Saturday, January 08, 2005
Orange Plankton Plays Okinawa (Restaurant)
Orange Plankton live at Naniyatteru Bar.
Japanese pop band Orange Plankton played the first show of the year in an unusual venue: an Okinawan food bar in Shimbashi, the area in central Tokyo where Japanese businessmen get drunk after work in one of hundreds of bistros and bars and gripe about their bosses, co-workers and clients.
By coincidence, Orange Plankton had just done a few year-end gigs in the island of Okinawa itself, and now tonight they played at an Okinawan bar that served awamori, the island’s distilled liquor, and Okinawa foods such as goya champul, stir-fried bitter melon.

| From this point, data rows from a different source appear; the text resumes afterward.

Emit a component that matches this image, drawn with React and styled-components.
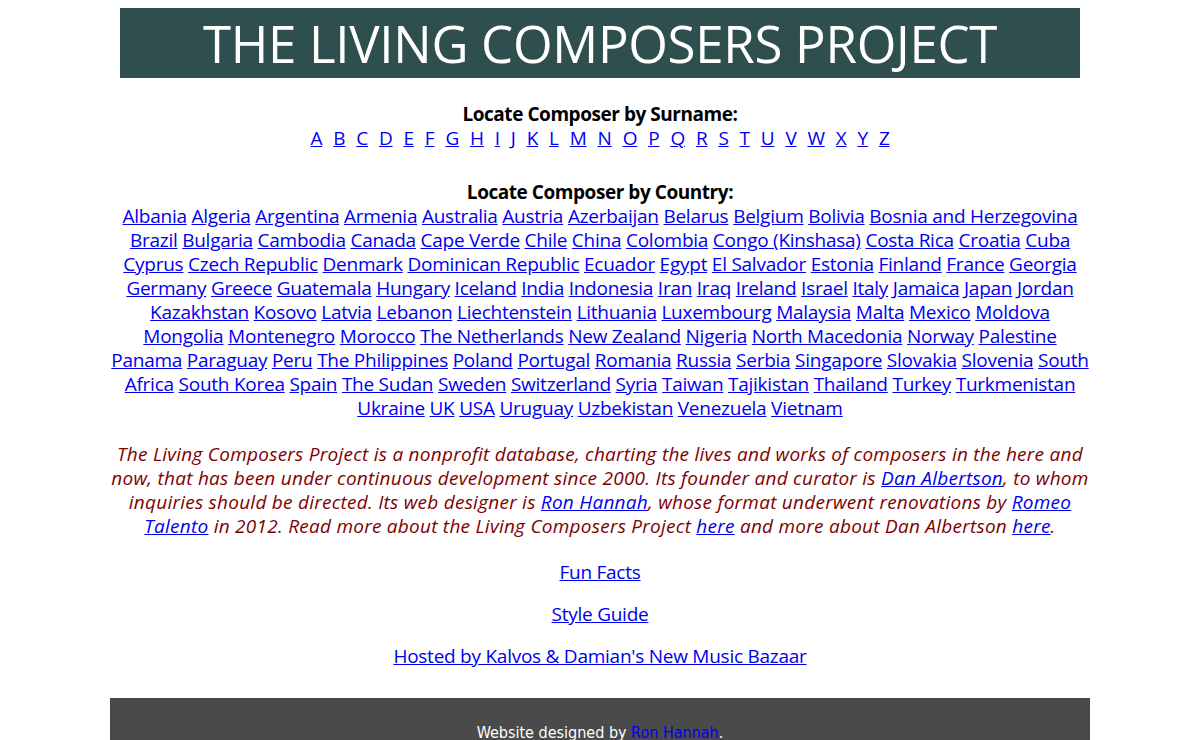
import React from "react";
import styled, { createGlobalStyle } from "styled-components";

const GlobalStyle = createGlobalStyle`
  body {
    margin: 8px;
    background: #ffffff;
    font-family: "Open Sans", "Noto Sans", sans-serif;
  }
`;

const letters = "ABCDEFGHIJKLMNOPQRSTUVWXYZ".split("");

const countries = [
  "Albania", "Algeria", "Argentina", "Armenia", "Australia", "Austria", "Azerbaijan",
  "Belarus", "Belgium", "Bolivia", "Bosnia and Herzegovina", "Brazil", "Bulgaria",
  "Cambodia", "Canada", "Cape Verde", "Chile", "China", "Colombia", "Congo (Kinshasa)",
  "Costa Rica", "Croatia", "Cuba", "Cyprus", "Czech Republic", "Denmark",
  "Dominican Republic", "Ecuador", "Egypt", "El Salvador", "Estonia", "Finland",
  "France", "Georgia", "Germany", "Greece", "Guatemala", "Hungary", "Iceland", "India",
  "Indonesia", "Iran", "Iraq", "Ireland", "Israel", "Italy", "Jamaica", "Japan",
  "Jordan", "Kazakhstan", "Kosovo", "Latvia", "Lebanon", "Liechtenstein", "Lithuania",
  "Luxembourg", "Malaysia", "Malta", "Mexico", "Moldova", "Mongolia", "Montenegro",
  "Morocco", "The Netherlands", "New Zealand", "Nigeria", "North Macedonia", "Norway",
  "Palestine", "Panama", "Paraguay", "Peru", "The Philippines", "Poland", "Portugal",
  "Romania", "Russia", "Serbia", "Singapore", "Slovakia", "Slovenia", "South Africa",
  "South Korea", "Spain", "The Sudan", "Sweden", "Switzerland", "Syria", "Taiwan",
  "Tajikistan", "Thailand", "Turkey", "Turkmenistan", "Ukraine", "UK", "USA",
  "Uruguay", "Uzbekistan", "Venezuela", "Vietnam",
];

export default function App() {
  return (
    <>
      <GlobalStyle />
      <Page>
        <Banner>THE LIVING COMPOSERS PROJECT</Banner>

        <Section>
          <Heading>Locate Composer by Surname:</Heading>
          <LetterRow>
            {letters.map((l) => (
              <Link key={l} href="#">{l}</Link>
            ))}
          </LetterRow>
        </Section>

        <Section $top={30}>
          <Heading>Locate Composer by Country:</Heading>
          <CountryList>
            {countries.map((c, i) => (
              <React.Fragment key={c}>
                <Link href="#">{c}</Link>
                {i < countries.length - 1 ? " " : ""}
              </React.Fragment>
            ))}
          </CountryList>
        </Section>

        <About>
          The Living Composers Project is a nonprofit database, charting the lives and
          works of composers in the here and now, that has been under continuous
          development since 2000. Its founder and curator is{" "}
          <Link href="#">Dan Albertson</Link>, to whom inquiries should be directed. Its
          web designer is <Link href="#">Ron Hannah</Link>, whose format underwent
          renovations by <Link href="#">Romeo Talento</Link> in 2012. Read more about the
          Living Composers Project <Link href="#">here</Link> and more about Dan
          Albertson <Link href="#">here</Link>.
        </About>

        <NavLine><Link href="#">Fun Facts</Link></NavLine>
        <NavLine><Link href="#">Style Guide</Link></NavLine>
        <NavLine><Link href="#">Hosted by Kalvos &amp; Damian's New Music Bazaar</Link></NavLine>

        <Footer>
          Website designed by <FooterLink href="#">Ron Hannah</FooterLink>.
        </Footer>
      </Page>
    </>
  );
}

const Page = styled.div`
  width: 980px;
  margin: 0 auto;
  display: flex;
  flex-direction: column;
  align-items: stretch;
  text-align: center;
  font-size: 19px;
  line-height: 24px;
  letter-spacing: -0.25px;
  color: #000;
`;

const Banner = styled.h1`
  margin: 0 10px;
  height: 70px;
  background: #2f4f4f;
  color: #ffffff;
  font-weight: 400;
  font-size: 51px;
  line-height: 70px;
  letter-spacing: -0.3px;
`;

const Section = styled.div`
  margin-top: ${({ $top }) => $top || 24}px;
`;

const Heading = styled.div`
  font-weight: 700;
  letter-spacing: -0.45px;
`;

const LetterRow = styled.div`
  display: flex;
  justify-content: center;
  gap: 11px;
`;

const Link = styled.a`
  color: #0000ee;
  text-decoration: underline;
`;

const CountryList = styled.div`
  padding: 0 0;
`;

const About = styled.p`
  margin: 22px 0 22px;
  font-style: italic;
  letter-spacing: 0.25px;
  color: #800000;
`;

const NavLine = styled.p`
  margin: 0 0 18px;
`;

const Footer = styled.footer`
  margin-top: 12px;
  background: #4a4a4a;
  color: #ffffff;
  padding: 24px 0 30px;
  font-family: "Liberation Sans Narrow", "DejaVu Sans Condensed", sans-serif;
  font-size: 16px;
  line-height: 22px;
  letter-spacing: 0;
`;

const FooterLink = styled.a`
  color: #0000ee;
  text-decoration: none;
`;
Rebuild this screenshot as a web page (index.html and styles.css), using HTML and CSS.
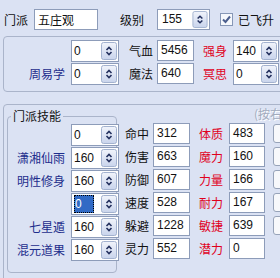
FILE: index.html
```html
<!DOCTYPE html>
<html>
<head>
<meta charset="utf-8">
<link rel="stylesheet" href="styles.css">
</head>
<body>
<svg class="defs" width="0" height="0">
  <defs>
    <linearGradient id="bg" x1="0" y1="0" x2="0" y2="1">
      <stop offset="0" stop-color="#f1f4fb"/>
      <stop offset="1" stop-color="#c9d4ec"/>
    </linearGradient>
    <symbol id="sb" viewBox="0 0 16 18">
      <rect x="0.5" y="0.5" width="15" height="17" rx="2" fill="url(#bg)" stroke="#a3b2cf"/>
      <polyline points="5.5,8 8,5.5 10.5,8" fill="none" stroke="#23305e" stroke-width="1.6"/>
      <polyline points="5.5,10 8,12.5 10.5,10" fill="none" stroke="#23305e" stroke-width="1.6"/>
    </symbol>
  </defs>
</svg>
<div class="page">
  <div class="toprow">
    <span class="lbl lbl-mp">门派</span>
    <div class="field name">五庄观</div>
    <span class="lbl lbl-jb">级别</span>
    <div class="spin lvl"><span class="val">155</span><svg class="btn"><use href="#sb"/></svg></div>
    <svg class="check" viewBox="0 0 13 13"><rect x="0.5" y="0.5" width="12" height="12" fill="#f6f8fc" stroke="#8797b6"/><polyline points="3,6.5 5.5,9 10,3.5" fill="none" stroke="#4c5f8e" stroke-width="2"/></svg>
    <span class="lbl lbl-fs">已飞升</span>
  </div>

  <div class="group g1">
    <div class="row1">
      <span class="blue"></span>
      <div class="spin"><span class="val">0</span><svg class="btn"><use href="#sb"/></svg></div>
      <span class="slbl">气血</span>
      <div class="field num">5456</div>
      <span class="red">强身</span>
      <div class="spin"><span class="val">140</span><svg class="btn"><use href="#sb"/></svg></div>
    </div>
    <div class="row1">
      <span class="blue">周易学</span>
      <div class="spin"><span class="val">0</span><svg class="btn"><use href="#sb"/></svg></div>
      <span class="slbl">魔法</span>
      <div class="field num">640</div>
      <span class="red">冥思</span>
      <div class="spin"><span class="val">0</span><svg class="btn"><use href="#sb"/></svg></div>
    </div>
  </div>

  <div class="group g2">
    <fieldset class="skills">
      <legend>门派技能</legend>
      <div class="srow"><span class="blue"></span><div class="spin"><span class="val">0</span><svg class="btn"><use href="#sb"/></svg></div></div>
      <div class="srow"><span class="blue">潇湘仙雨</span><div class="spin"><span class="val">160</span><svg class="btn"><use href="#sb"/></svg></div></div>
      <div class="srow"><span class="blue">明性修身</span><div class="spin"><span class="val">160</span><svg class="btn"><use href="#sb"/></svg></div></div>
      <div class="srow"><span class="blue"></span><div class="spin"><span class="val"><span class="sel">0</span></span><svg class="btn"><use href="#sb"/></svg></div></div>
      <div class="srow"><span class="blue">七星遁</span><div class="spin"><span class="val">160</span><svg class="btn"><use href="#sb"/></svg></div></div>
      <div class="srow"><span class="blue">混元道果</span><div class="spin"><span class="val">160</span><svg class="btn"><use href="#sb"/></svg></div></div>
    </fieldset>
    <div class="stats">
      <div class="hint">(按右键加点)</div>
      <div class="strow"><span class="slbl">命中</span><div class="field num">312</div><span class="red">体质</span><div class="field num">483</div><span></span><span class="pbtn"></span></div>
      <div class="strow"><span class="slbl">伤害</span><div class="field num">663</div><span class="red">魔力</span><div class="field num">160</div><span></span><span class="pbtn"></span></div>
      <div class="strow"><span class="slbl">防御</span><div class="field num">607</div><span class="red">力量</span><div class="field num">166</div><span></span><span class="pbtn"></span></div>
      <div class="strow"><span class="slbl">速度</span><div class="field num">528</div><span class="red">耐力</span><div class="field num">167</div><span></span><span class="pbtn"></span></div>
      <div class="strow"><span class="slbl">躲避</span><div class="field num">1228</div><span class="red">敏捷</span><div class="field num">639</div><span></span><span class="pbtn"></span></div>
      <div class="strow"><span class="slbl">灵力</span><div class="field num">552</div><span class="red">潜力</span><div class="field num">0</div><span></span><span></span></div>
    </div>
  </div>
</div>
</body>
</html>
```
FILE: styles.css
```css
html, body {
  margin: 0;
  padding: 0;
}
body {
  width: 280px;
  height: 278px;
  overflow: hidden;
  background: #dbe2f3;
  font-family: "Noto Sans CJK SC", "Liberation Sans", sans-serif;
  font-size: 12px;
  color: #111;
}
.defs {
  position: absolute;
  width: 0;
  height: 0;
}
.page {
  width: 300px;
}
.toprow {
  display: flex;
  align-items: center;
  height: 21px;
  padding-top: 9px;
}
.lbl {
  line-height: 21px;
  white-space: nowrap;
}
.lbl-mp {
  margin-left: 4px;
  width: 30px;
}
.lbl-jb {
  margin-left: 22px;
  width: 37px;
}
.lbl-fs {
  margin-left: 5px;
}
.check {
  width: 13px;
  height: 13px;
  margin-left: 10px;
}
.field {
  box-sizing: border-box;
  height: 21px;
  border: 1px solid #8d9cb9;
  background: #fff;
  padding-left: 3px;
  line-height: 19px;
  white-space: nowrap;
  overflow: hidden;
}
.name {
  width: 64px;
}
.num {
  font-family: "Liberation Sans", sans-serif;
}
.spin {
  box-sizing: border-box;
  display: flex;
  height: 22px;
  border: 1px solid #8d9cb9;
  background: #fff;
  padding: 1px;
  font-family: "Liberation Sans", sans-serif;
}
.spin .val {
  flex: 1;
  line-height: 18px;
  padding-left: 1px;
}
.spin .btn {
  width: 16px;
  height: 18px;
  flex: none;
}
.lvl {
  width: 53px;
  height: 21px;
}
.lvl .btn {
  height: 17px;
}
.lvl .val {
  line-height: 17px;
  padding-left: 3px;
}
.sel {
  display: block;
  box-sizing: border-box;
  width: 20px;
  height: 18px;
  background: #316ac5;
  color: #fff;
  outline: 1px dotted #000;
  outline-offset: -1px;
  padding-left: 1px;
}
.group {
  box-sizing: border-box;
  margin-left: 3px;
  width: 295px;
  border: 1px solid #aab4ca;
  border-radius: 4px;
}
.g1 {
  margin-top: 6px;
  height: 56px;
  padding-top: 3px;
}
.row1 {
  display: grid;
  grid-template-columns: 67px 48px 38px 37px 39px 46px;
  height: 23px;
  align-items: start;
}
.blue {
  color: #1d2d8c;
  text-align: right;
  padding-right: 6px;
  line-height: 22px;
  white-space: nowrap;
}
.slbl {
  padding-left: 10px;
  line-height: 22px;
  white-space: nowrap;
}
.red {
  color: #e0001c;
  padding-left: 9px;
  line-height: 22px;
  white-space: nowrap;
}
.g2 {
  margin-top: 12px;
  height: 190px;
  display: flex;
  align-items: flex-start;
}
.skills {
  margin: 4px 0 0 3px;
  padding: 1px 1px 10px 0;
  width: 112px;
  border: 1px solid #aab4ca;
  border-radius: 4px;
  min-width: 0;
}
.skills legend {
  margin-left: 3px;
  padding: 0 2px;
  line-height: 14px;
  color: #111;
}
.srow {
  display: grid;
  grid-template-columns: 63px 48px;
  height: 23px;
  align-items: start;
}
.stats {
  width: 180px;
}
.hint {
  height: 17px;
  line-height: 17px;
  padding-left: 137px;
  color: #a2abbd;
  text-shadow: 1px 1px 0 #fff;
  white-space: nowrap;
}
.strow {
  display: grid;
  grid-template-columns: 36px 37px 39px 36px 8px 20px;
  height: 23px;
  align-items: center;
}
.strow .slbl {
  padding-left: 8px;
}
.pbtn {
  box-sizing: border-box;
  height: 19px;
  border: 1px solid #97a3b9;
  border-radius: 3px;
  background: #f7f8fb;
}
```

I’m not sure how they booked a show there, but it was a good choice. Okinawa, far south of the main islands of Japan, is a laid-back tropical land (as the excellent travel guide Gateway To Japan says the island has a different ethnic personality, "Slower, warmer, less compulsively punctual and punctilious") that produces musicians with the best sense of rhythm in Japan. It also has its own distinct culture, a fusion of Japanese, Chinese and southeast Asian influences with its own quirks mixed in. Similarly, Orange Plankton are four relaxed, friendly musicians with a great sense of groove, and their style is like no other Japanese band: to a swinging piano-bass-drums accompaniment, singer Yumi sings on topics such as the beginnings of the planet Earth, how the brain works, the fields of Mongolia, as well as more conventional pop music themes such as love problems and longing.
Tonight they played two sets to a bar crowd of about twenty people, and in both they performed a new song called "Yoru no Sukima (An Opening in the Night)", a nice lounge jazz-like number.
Orange Plankton, in front of bottles of awamori.